YOUR TASK:
Transcribe all the records exactly and omit any images they hold.

EXCERPTED DATA:
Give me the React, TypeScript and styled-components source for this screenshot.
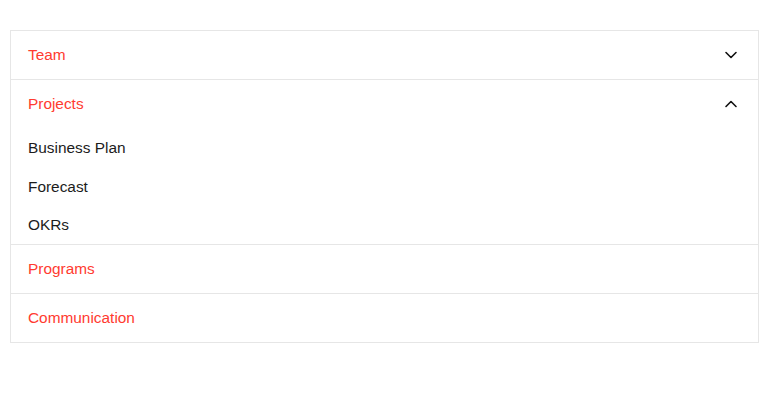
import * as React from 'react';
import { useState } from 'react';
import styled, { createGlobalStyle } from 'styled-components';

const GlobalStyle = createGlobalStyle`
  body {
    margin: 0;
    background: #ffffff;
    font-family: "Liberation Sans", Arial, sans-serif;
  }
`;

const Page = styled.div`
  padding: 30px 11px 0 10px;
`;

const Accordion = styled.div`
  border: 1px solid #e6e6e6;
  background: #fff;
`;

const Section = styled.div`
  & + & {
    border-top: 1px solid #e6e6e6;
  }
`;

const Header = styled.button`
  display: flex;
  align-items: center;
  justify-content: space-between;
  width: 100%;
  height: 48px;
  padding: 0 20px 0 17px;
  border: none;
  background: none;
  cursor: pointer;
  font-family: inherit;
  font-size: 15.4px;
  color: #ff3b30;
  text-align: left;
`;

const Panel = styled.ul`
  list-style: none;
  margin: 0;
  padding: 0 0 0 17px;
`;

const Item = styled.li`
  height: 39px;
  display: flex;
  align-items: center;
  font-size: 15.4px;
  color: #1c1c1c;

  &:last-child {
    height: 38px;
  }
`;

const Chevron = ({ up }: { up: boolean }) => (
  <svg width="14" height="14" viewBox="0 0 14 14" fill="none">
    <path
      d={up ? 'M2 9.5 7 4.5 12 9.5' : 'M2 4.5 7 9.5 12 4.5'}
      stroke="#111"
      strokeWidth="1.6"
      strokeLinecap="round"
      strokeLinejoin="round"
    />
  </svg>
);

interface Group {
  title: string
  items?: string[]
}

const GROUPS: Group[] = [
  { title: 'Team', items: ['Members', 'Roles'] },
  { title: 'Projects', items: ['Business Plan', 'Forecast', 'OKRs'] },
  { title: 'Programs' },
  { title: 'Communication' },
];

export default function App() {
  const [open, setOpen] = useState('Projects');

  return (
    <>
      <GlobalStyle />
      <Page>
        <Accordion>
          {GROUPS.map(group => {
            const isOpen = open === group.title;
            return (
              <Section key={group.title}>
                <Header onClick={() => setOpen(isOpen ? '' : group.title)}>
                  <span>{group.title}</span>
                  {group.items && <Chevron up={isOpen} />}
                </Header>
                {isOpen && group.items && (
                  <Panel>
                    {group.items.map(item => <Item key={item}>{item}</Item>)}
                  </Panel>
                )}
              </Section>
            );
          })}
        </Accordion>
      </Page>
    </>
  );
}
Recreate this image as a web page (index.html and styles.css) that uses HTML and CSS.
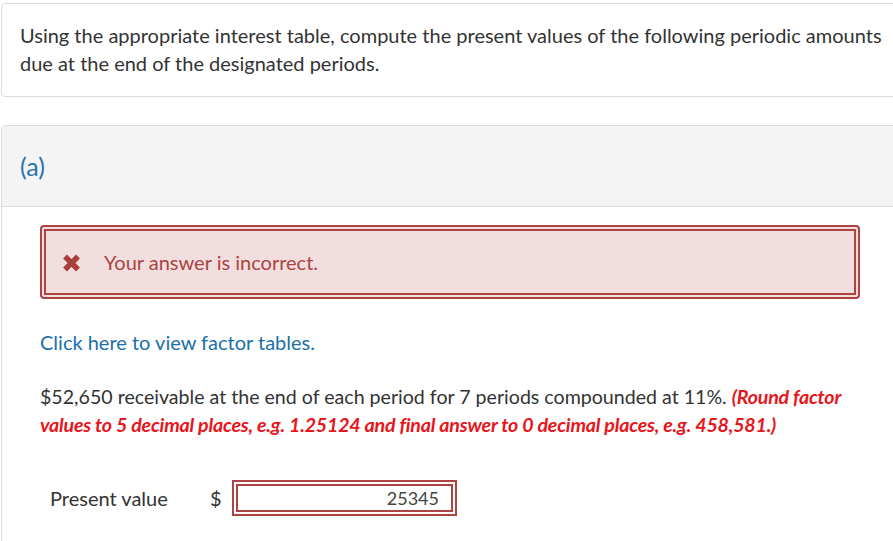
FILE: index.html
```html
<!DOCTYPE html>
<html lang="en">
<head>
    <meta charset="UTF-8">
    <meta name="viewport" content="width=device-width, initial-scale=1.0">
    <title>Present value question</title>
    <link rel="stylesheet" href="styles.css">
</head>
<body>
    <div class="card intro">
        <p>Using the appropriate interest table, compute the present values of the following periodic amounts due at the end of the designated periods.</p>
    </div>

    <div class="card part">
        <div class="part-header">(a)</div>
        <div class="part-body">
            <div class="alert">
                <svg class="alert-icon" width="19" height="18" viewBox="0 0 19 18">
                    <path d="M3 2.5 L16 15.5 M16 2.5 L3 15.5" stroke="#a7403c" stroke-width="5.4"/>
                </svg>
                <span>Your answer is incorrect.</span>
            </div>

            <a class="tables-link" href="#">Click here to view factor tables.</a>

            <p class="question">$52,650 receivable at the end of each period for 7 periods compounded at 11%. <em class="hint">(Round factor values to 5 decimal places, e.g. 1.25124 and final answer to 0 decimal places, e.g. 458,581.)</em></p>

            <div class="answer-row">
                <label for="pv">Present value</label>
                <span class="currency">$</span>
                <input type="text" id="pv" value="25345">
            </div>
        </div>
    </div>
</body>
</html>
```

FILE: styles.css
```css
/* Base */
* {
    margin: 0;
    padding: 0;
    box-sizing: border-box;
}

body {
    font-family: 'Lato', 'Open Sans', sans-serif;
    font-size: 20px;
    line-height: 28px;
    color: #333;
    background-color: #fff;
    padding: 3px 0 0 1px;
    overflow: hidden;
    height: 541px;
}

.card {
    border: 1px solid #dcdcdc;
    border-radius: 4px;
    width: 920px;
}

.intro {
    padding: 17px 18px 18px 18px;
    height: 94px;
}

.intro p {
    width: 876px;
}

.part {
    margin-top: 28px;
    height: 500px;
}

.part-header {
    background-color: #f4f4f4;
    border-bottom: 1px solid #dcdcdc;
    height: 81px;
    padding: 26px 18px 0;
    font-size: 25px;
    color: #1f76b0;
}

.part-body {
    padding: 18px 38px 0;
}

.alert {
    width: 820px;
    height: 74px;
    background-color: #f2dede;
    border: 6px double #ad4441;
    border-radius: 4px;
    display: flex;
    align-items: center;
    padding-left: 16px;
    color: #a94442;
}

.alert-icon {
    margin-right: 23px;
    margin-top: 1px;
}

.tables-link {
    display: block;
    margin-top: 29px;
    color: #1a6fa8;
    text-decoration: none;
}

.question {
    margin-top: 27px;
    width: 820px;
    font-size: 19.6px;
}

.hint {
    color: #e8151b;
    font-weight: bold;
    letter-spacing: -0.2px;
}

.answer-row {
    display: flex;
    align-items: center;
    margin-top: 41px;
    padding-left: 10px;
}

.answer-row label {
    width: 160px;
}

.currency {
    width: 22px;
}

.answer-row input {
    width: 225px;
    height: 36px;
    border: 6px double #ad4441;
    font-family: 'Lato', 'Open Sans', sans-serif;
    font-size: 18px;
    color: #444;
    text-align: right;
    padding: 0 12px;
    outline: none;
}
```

REPLY:
Give me the React, TypeScript and styled-components source for this screenshot.
import * as React from 'react';
import { useState } from 'react';
import styled, { createGlobalStyle } from 'styled-components';

const GlobalStyle = createGlobalStyle`
  body {
    margin: 0;
    background: #ffffff;
    font-family: "Liberation Sans", Arial, sans-serif;
  }
`;

const Page = styled.div`
  padding: 30px 11px 0 10px;
`;

const Accordion = styled.div`
  border: 1px solid #e6e6e6;
  background: #fff;
`;

const Section = styled.div`
  & + & {
    border-top: 1px solid #e6e6e6;
  }
`;

const Header = styled.button`
  display: flex;
  align-items: center;
  justify-content: space-between;
  width: 100%;
  height: 48px;
  padding: 0 20px 0 17px;
  border: none;
  background: none;
  cursor: pointer;
  font-family: inherit;
  font-size: 15.4px;
  color: #ff3b30;
  text-align: left;
`;

const Panel = styled.ul`
  list-style: none;
  margin: 0;
  padding: 0 0 0 17px;
`;

const Item = styled.li`
  height: 39px;
  display: flex;
  align-items: center;
  font-size: 15.4px;
  color: #1c1c1c;

  &:last-child {
    height: 38px;
  }
`;

const Chevron = ({ up }: { up: boolean }) => (
  <svg width="14" height="14" viewBox="0 0 14 14" fill="none">
    <path
      d={up ? 'M2 9.5 7 4.5 12 9.5' : 'M2 4.5 7 9.5 12 4.5'}
      stroke="#111"
      strokeWidth="1.6"
      strokeLinecap="round"
      strokeLinejoin="round"
    />
  </svg>
);

interface Group {
  title: string
  items?: string[]
}

const GROUPS: Group[] = [
  { title: 'Team', items: ['Members', 'Roles'] },
  { title: 'Projects', items: ['Business Plan', 'Forecast', 'OKRs'] },
  { title: 'Programs' },
  { title: 'Communication' },
];

export default function App() {
  const [open, setOpen] = useState('Projects');

  return (
    <>
      <GlobalStyle />
      <Page>
        <Accordion>
          {GROUPS.map(group => {
            const isOpen = open === group.title;
            return (
              <Section key={group.title}>
                <Header onClick={() => setOpen(isOpen ? '' : group.title)}>
                  <span>{group.title}</span>
                  {group.items && <Chevron up={isOpen} />}
                </Header>
                {isOpen && group.items && (
                  <Panel>
                    {group.items.map(item => <Item key={item}>{item}</Item>)}
                  </Panel>
                )}
              </Section>
            );
          })}
        </Accordion>
      </Page>
    </>
  );
}
Recreate this image as a web page (index.html and styles.css) that uses HTML and CSS.
FILE: index.html
```html
<!DOCTYPE html>
<html lang="en">
<head>
    <meta charset="UTF-8">
    <meta name="viewport" content="width=device-width, initial-scale=1.0">
    <title>Present value question</title>
    <link rel="stylesheet" href="styles.css">
</head>
<body>
    <div class="card intro">
        <p>Using the appropriate interest table, compute the present values of the following periodic amounts due at the end of the designated periods.</p>
    </div>

    <div class="card part">
        <div class="part-header">(a)</div>
        <div class="part-body">
            <div class="alert">
                <svg class="alert-icon" width="19" height="18" viewBox="0 0 19 18">
                    <path d="M3 2.5 L16 15.5 M16 2.5 L3 15.5" stroke="#a7403c" stroke-width="5.4"/>
                </svg>
                <span>Your answer is incorrect.</span>
            </div>

            <a class="tables-link" href="#">Click here to view factor tables.</a>

            <p class="question">$52,650 receivable at the end of each period for 7 periods compounded at 11%. <em class="hint">(Round factor values to 5 decimal places, e.g. 1.25124 and final answer to 0 decimal places, e.g. 458,581.)</em></p>

            <div class="answer-row">
                <label for="pv">Present value</label>
                <span class="currency">$</span>
                <input type="text" id="pv" value="25345">
            </div>
        </div>
    </div>
</body>
</html>
```

FILE: styles.css
```css
/* Base */
* {
    margin: 0;
    padding: 0;
    box-sizing: border-box;
}

body {
    font-family: 'Lato', 'Open Sans', sans-serif;
    font-size: 20px;
    line-height: 28px;
    color: #333;
    background-color: #fff;
    padding: 3px 0 0 1px;
    overflow: hidden;
    height: 541px;
}

.card {
    border: 1px solid #dcdcdc;
    border-radius: 4px;
    width: 920px;
}

.intro {
    padding: 17px 18px 18px 18px;
    height: 94px;
}

.intro p {
    width: 876px;
}

.part {
    margin-top: 28px;
    height: 500px;
}

.part-header {
    background-color: #f4f4f4;
    border-bottom: 1px solid #dcdcdc;
    height: 81px;
    padding: 26px 18px 0;
    font-size: 25px;
    color: #1f76b0;
}

.part-body {
    padding: 18px 38px 0;
}

.alert {
    width: 820px;
    height: 74px;
    background-color: #f2dede;
    border: 6px double #ad4441;
    border-radius: 4px;
    display: flex;
    align-items: center;
    padding-left: 16px;
    color: #a94442;
}

.alert-icon {
    margin-right: 23px;
    margin-top: 1px;
}

.tables-link {
    display: block;
    margin-top: 29px;
    color: #1a6fa8;
    text-decoration: none;
}

.question {
    margin-top: 27px;
    width: 820px;
    font-size: 19.6px;
}

.hint {
    color: #e8151b;
    font-weight: bold;
    letter-spacing: -0.2px;
}

.answer-row {
    display: flex;
    align-items: center;
    margin-top: 41px;
    padding-left: 10px;
}

.answer-row label {
    width: 160px;
}

.currency {
    width: 22px;
}

.answer-row input {
    width: 225px;
    height: 36px;
    border: 6px double #ad4441;
    font-family: 'Lato', 'Open Sans', sans-serif;
    font-size: 18px;
    color: #444;
    text-align: right;
    padding: 0 12px;
    outline: none;
}
```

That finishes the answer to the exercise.